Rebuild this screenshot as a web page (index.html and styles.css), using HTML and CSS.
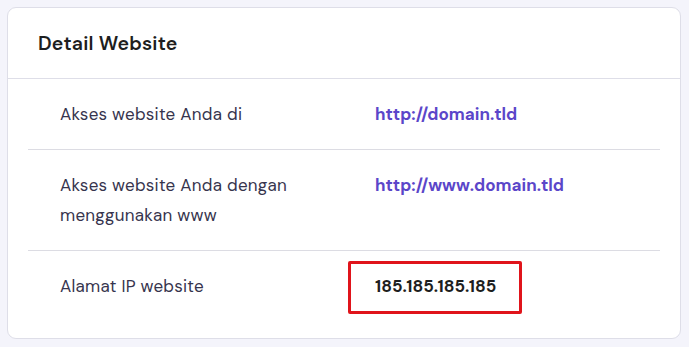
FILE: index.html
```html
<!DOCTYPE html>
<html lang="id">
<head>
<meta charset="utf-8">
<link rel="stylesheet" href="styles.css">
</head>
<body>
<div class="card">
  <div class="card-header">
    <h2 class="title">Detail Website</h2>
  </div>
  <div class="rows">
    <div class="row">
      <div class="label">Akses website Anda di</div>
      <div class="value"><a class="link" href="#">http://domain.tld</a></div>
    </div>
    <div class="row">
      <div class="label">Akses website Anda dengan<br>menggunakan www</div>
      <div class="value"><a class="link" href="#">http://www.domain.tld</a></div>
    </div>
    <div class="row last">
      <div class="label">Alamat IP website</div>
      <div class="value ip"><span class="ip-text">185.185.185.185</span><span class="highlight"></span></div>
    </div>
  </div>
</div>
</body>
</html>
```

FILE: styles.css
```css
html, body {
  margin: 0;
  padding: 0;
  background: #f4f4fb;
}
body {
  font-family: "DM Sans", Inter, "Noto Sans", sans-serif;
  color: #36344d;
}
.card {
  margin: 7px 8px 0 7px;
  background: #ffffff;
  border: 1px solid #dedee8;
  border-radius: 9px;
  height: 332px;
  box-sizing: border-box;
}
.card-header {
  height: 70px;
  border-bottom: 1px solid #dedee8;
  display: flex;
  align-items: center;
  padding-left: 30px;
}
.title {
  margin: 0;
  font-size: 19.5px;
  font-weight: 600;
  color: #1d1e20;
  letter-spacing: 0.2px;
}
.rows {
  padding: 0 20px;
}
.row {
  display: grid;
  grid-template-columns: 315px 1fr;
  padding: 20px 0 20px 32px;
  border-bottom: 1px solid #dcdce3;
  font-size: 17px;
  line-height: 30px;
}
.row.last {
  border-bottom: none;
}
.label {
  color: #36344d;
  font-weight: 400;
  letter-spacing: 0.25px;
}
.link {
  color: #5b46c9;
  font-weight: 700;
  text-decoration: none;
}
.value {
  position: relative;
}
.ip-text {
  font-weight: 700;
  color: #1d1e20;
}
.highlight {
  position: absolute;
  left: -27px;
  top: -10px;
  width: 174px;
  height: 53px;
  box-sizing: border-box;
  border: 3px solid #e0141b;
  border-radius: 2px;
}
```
+ + + + + + +
◆ Aim ◆
Copy each line of the listing that contains the string "styles".

◆ Solution for this problem ◆
Rebuild this screenshot as a web page (index.html and styles.css), using HTML and CSS.
<link rel="stylesheet" href="styles.css">
FILE: styles.css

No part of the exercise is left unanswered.